Ever since the dot-com era of the internet started in the late 1990s, cybersecurity has emerged as a critical concern. Businesses are facing a higher risk of being attacked online in today’s world, and these security threats are expected to become more complex and costly to deal with in the future.

Analysts forecast that the worldwide expenses associated with cybercrime will amount to $10.5 trillion by 2025, marking a 15% increase from $3 trillion in 2015. This article will discuss the top 10 cybersecurity threats that businesses are currently facing.

1. Phishing
Phishing and Business Email Compromise are the most effective low-tech ways that cybercriminals gain unauthorized access to networks by sending emails that look legitimate, almost like everyday business, executive, or other trusted correspondence from within an organization communicating with team members.

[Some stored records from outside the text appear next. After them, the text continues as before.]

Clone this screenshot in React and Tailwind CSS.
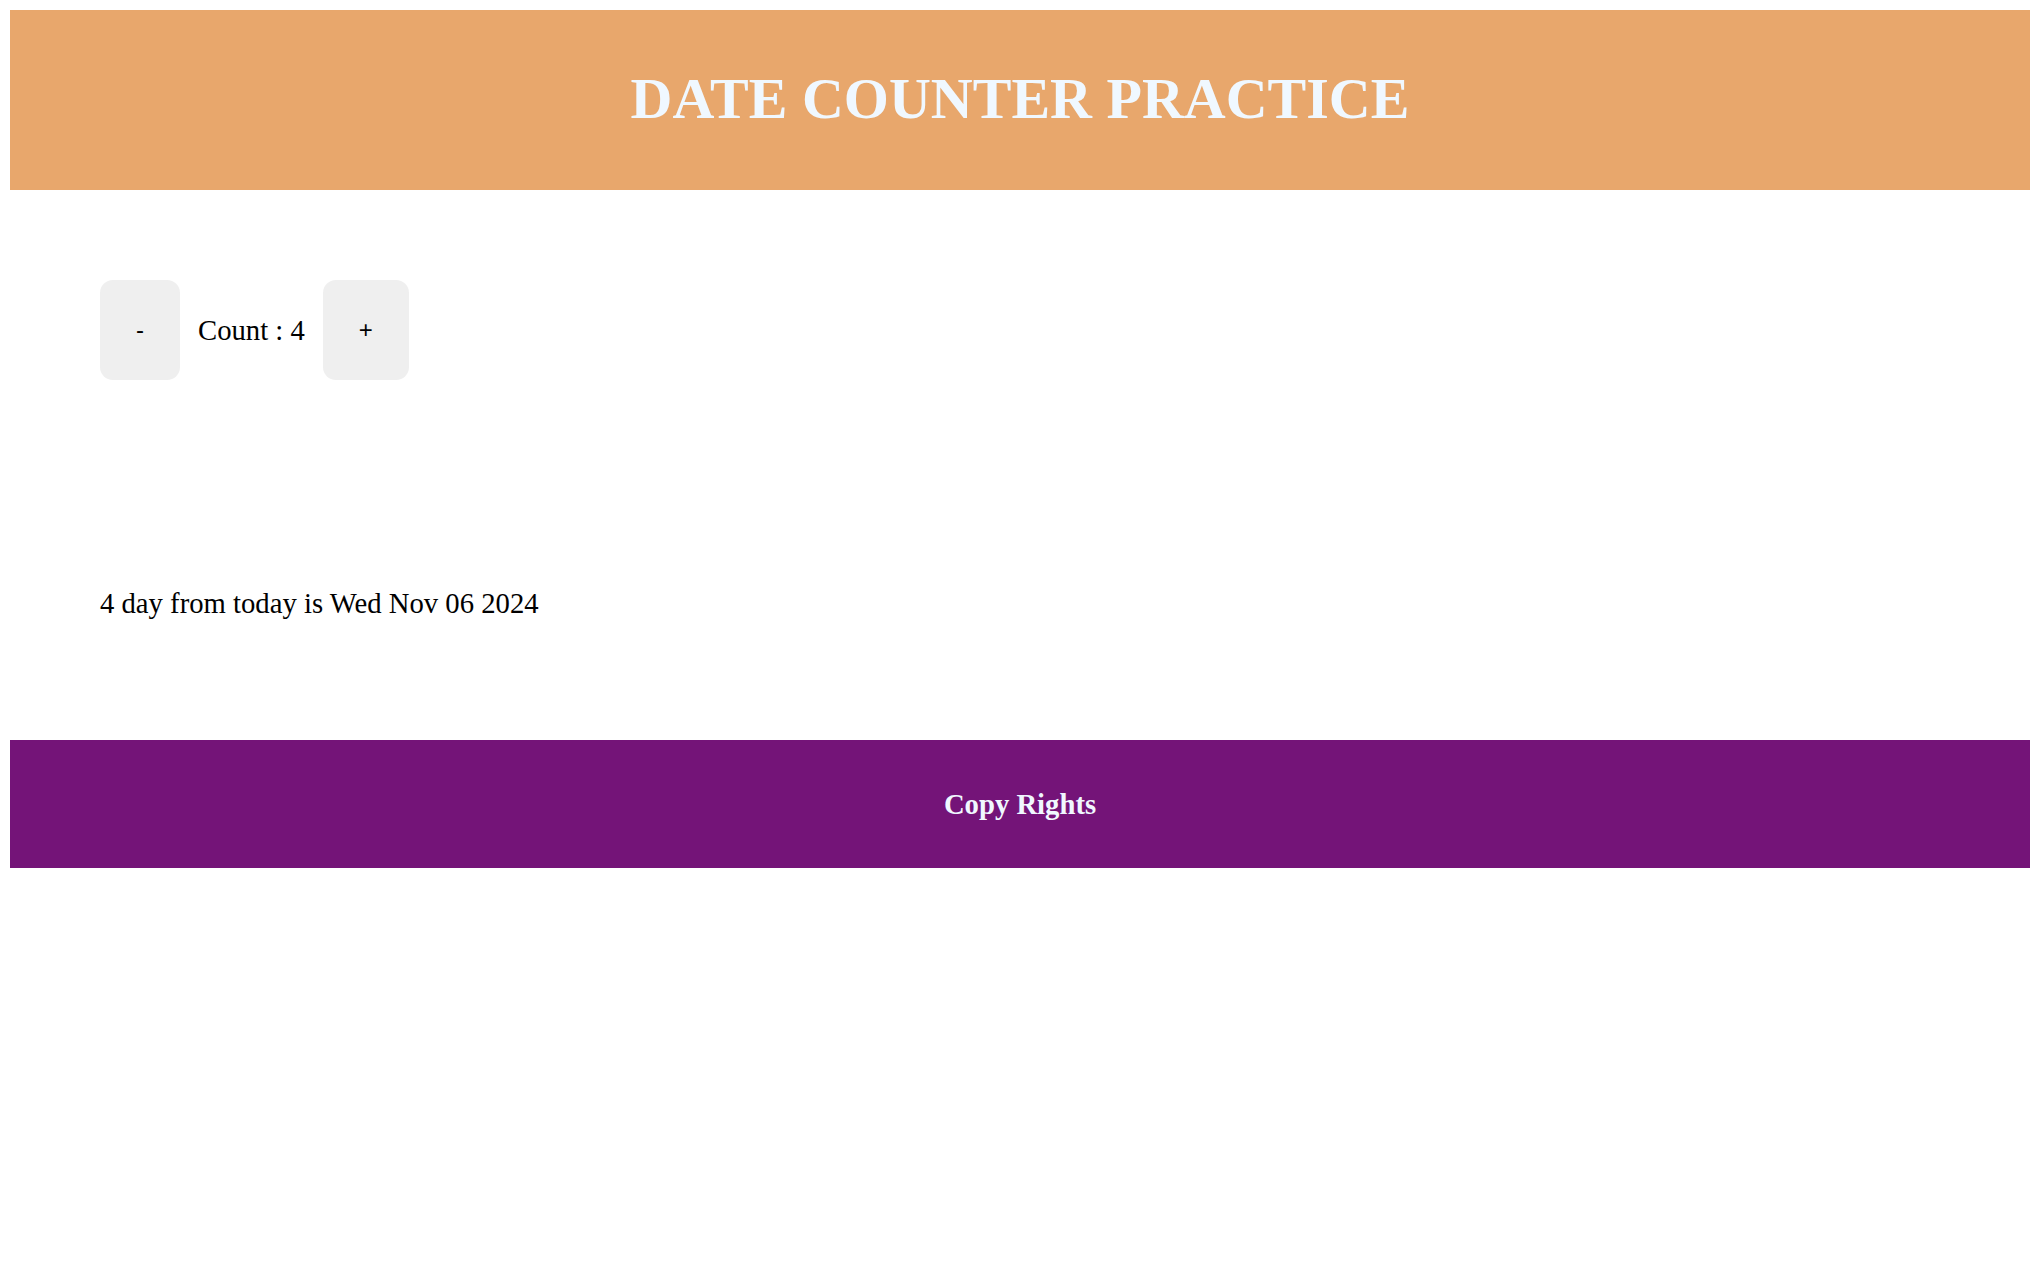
import { useState } from "react";

const serif = "font-['Liberation_Serif','Times_New_Roman',serif]";

export default function App() {
  const [count, setCount] = useState(4);

  const date = new Date(2024, 10, 2);
  date.setDate(date.getDate() + count);

  return (
    <div className={`min-h-screen bg-white pt-[10px] pl-[10px] text-black ${serif}`}>
      <div className="w-[2020px]">
        {/* Header */}
        <header className="h-[180px] bg-[#e8a76c] flex items-center justify-center pb-[2px]">
          <h1 className="text-[58px] font-bold leading-none text-[#f0f8ff]">DATE COUNTER PRACTICE</h1>
        </header>

        {/* Counter */}
        <main className="px-[90px] pt-[90px]">
          <div className="flex items-center gap-[18px]">
            <button
              onClick={() => setCount((c) => c - 1)}
              className="bg-[#efefef] rounded-[13px] px-[36px] py-[36px] text-[24px] leading-[28px] font-['Liberation_Sans',Arial,sans-serif]"
            >
              -
            </button>
            <span className="text-[28.7px] leading-[32px]">Count : {count}</span>
            <button
              onClick={() => setCount((c) => c + 1)}
              className="bg-[#efefef] rounded-[13px] px-[36px] py-[36px] text-[24px] leading-[28px] font-['Liberation_Sans',Arial,sans-serif]"
            >
              +
            </button>
          </div>

          <p className="mt-[207px] text-[28.7px] leading-[32px]">
            {count} day from today is {date.toDateString()}
          </p>
        </main>

        {/* Footer */}
        <footer className="mt-[121px] h-[128px] bg-[#741478] flex items-center justify-center">
          <h3 className="text-[28.7px] font-bold leading-none text-[#f0f8ff]">Copy Rights</h3>
        </footer>
      </div>
    </div>
  );
}
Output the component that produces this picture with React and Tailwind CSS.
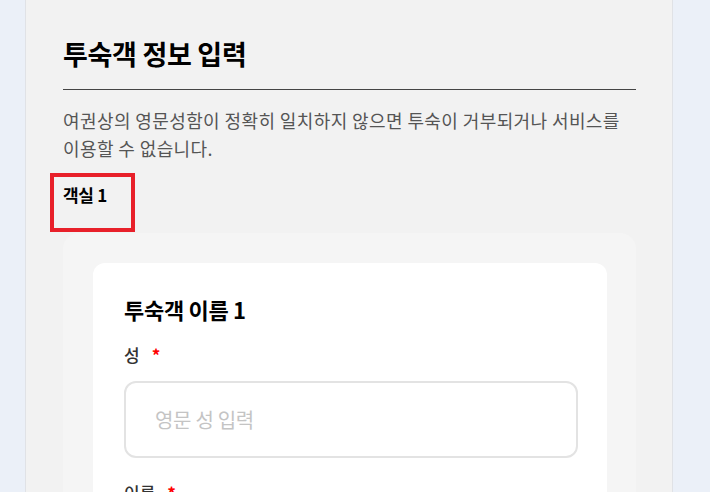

By either clicking a malicious link or entering information into a fake website, damaging malware is downloaded to a device, thus opening the gates to private networks.

Since most organizations are already leveraging cloud services, such as Gmail or Office 365, attackers are smarter than ever when it comes to impersonation and luring those who might not be on alert to recognize a spoof email and take action.

2. Malware and Ransomware Attacks
CSO data reveals that United Health Services paid $67 million as a result of one ransomware attack in 2020. Cyber attacks like the one on UHS have started to happen more frequently now.

In addition to the financial costs of attacks, there are many other negatives of ransomware attacks. Some of these include decreases in productivity, restoration expenses for system downtime, and the cost of replacing equipment.

3. Formjacking
Formjacking is the unauthorized use of fields in a website form. In this threat, payment pages for stores are particularly susceptible to formjacking assaults since they carry sensitive information like credit cards and bank details.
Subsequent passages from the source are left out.